[begin GIVEN DATA]

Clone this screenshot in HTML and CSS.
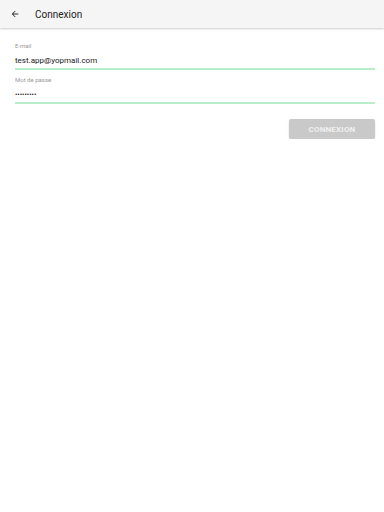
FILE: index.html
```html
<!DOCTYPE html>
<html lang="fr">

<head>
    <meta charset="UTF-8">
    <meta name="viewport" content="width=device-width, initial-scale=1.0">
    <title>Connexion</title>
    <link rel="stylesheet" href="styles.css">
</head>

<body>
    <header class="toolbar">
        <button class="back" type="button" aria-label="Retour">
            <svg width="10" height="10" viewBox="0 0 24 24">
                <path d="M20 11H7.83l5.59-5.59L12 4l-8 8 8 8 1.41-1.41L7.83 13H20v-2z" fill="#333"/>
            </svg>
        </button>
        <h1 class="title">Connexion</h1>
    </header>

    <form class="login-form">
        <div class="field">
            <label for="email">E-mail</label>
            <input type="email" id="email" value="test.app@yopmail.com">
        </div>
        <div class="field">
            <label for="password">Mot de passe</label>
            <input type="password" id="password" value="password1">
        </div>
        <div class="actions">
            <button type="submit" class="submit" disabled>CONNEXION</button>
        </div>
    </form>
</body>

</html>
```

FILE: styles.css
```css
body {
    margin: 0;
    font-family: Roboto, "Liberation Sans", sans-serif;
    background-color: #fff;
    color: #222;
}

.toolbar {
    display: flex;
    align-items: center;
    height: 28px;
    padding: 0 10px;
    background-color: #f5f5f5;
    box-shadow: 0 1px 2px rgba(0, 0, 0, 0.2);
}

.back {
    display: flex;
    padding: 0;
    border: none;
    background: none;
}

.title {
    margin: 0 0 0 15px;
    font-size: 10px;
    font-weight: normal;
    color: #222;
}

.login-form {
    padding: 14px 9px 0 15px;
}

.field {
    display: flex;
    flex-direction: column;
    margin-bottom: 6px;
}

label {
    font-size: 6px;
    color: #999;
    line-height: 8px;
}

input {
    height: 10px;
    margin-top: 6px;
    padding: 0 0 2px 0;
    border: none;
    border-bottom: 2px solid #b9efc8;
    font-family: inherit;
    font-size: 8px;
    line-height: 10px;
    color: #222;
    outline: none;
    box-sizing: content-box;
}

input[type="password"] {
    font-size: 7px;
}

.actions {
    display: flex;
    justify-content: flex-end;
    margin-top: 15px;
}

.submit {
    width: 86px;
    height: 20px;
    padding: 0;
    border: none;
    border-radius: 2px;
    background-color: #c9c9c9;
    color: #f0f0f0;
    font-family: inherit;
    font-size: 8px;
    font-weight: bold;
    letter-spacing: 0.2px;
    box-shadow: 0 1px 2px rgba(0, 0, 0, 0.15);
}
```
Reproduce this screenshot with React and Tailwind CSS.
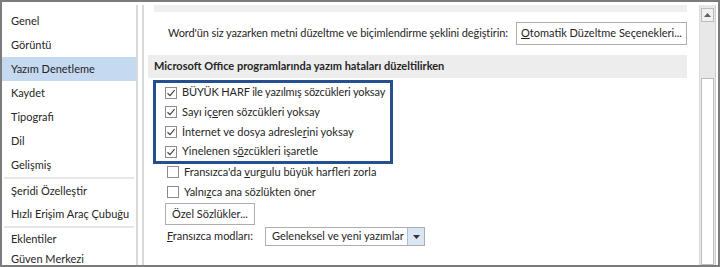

[end GIVEN DATA]

## WORK REQUIRED
Please set down each line of the data above exactly as written, without the pictures.

## CORRECT RESULT
Clone this screenshot in HTML and CSS.
FILE: index.html
```html
<!DOCTYPE html>
<html lang="fr">

<head>
    <meta charset="UTF-8">
    <meta name="viewport" content="width=device-width, initial-scale=1.0">
    <title>Connexion</title>
    <link rel="stylesheet" href="styles.css">
</head>

<body>
    <header class="toolbar">
        <button class="back" type="button" aria-label="Retour">
            <svg width="10" height="10" viewBox="0 0 24 24">
                <path d="M20 11H7.83l5.59-5.59L12 4l-8 8 8 8 1.41-1.41L7.83 13H20v-2z" fill="#333"/>
            </svg>
        </button>
        <h1 class="title">Connexion</h1>
    </header>

    <form class="login-form">
        <div class="field">
            <label for="email">E-mail</label>
            <input type="email" id="email" value="test.app@yopmail.com">
        </div>
        <div class="field">
            <label for="password">Mot de passe</label>
            <input type="password" id="password" value="password1">
        </div>
        <div class="actions">
            <button type="submit" class="submit" disabled>CONNEXION</button>
        </div>
    </form>
</body>

</html>
```

FILE: styles.css
```css
body {
    margin: 0;
    font-family: Roboto, "Liberation Sans", sans-serif;
    background-color: #fff;
    color: #222;
}

.toolbar {
    display: flex;
    align-items: center;
    height: 28px;
    padding: 0 10px;
    background-color: #f5f5f5;
    box-shadow: 0 1px 2px rgba(0, 0, 0, 0.2);
}

.back {
    display: flex;
    padding: 0;
    border: none;
    background: none;
}

.title {
    margin: 0 0 0 15px;
    font-size: 10px;
    font-weight: normal;
    color: #222;
}

.login-form {
    padding: 14px 9px 0 15px;
}

.field {
    display: flex;
    flex-direction: column;
    margin-bottom: 6px;
}

label {
    font-size: 6px;
    color: #999;
    line-height: 8px;
}

input {
    height: 10px;
    margin-top: 6px;
    padding: 0 0 2px 0;
    border: none;
    border-bottom: 2px solid #b9efc8;
    font-family: inherit;
    font-size: 8px;
    line-height: 10px;
    color: #222;
    outline: none;
    box-sizing: content-box;
}

input[type="password"] {
    font-size: 7px;
}

.actions {
    display: flex;
    justify-content: flex-end;
    margin-top: 15px;
}

.submit {
    width: 86px;
    height: 20px;
    padding: 0;
    border: none;
    border-radius: 2px;
    background-color: #c9c9c9;
    color: #f0f0f0;
    font-family: inherit;
    font-size: 8px;
    font-weight: bold;
    letter-spacing: 0.2px;
    box-shadow: 0 1px 2px rgba(0, 0, 0, 0.15);
}
```
Reproduce this screenshot with React and Tailwind CSS.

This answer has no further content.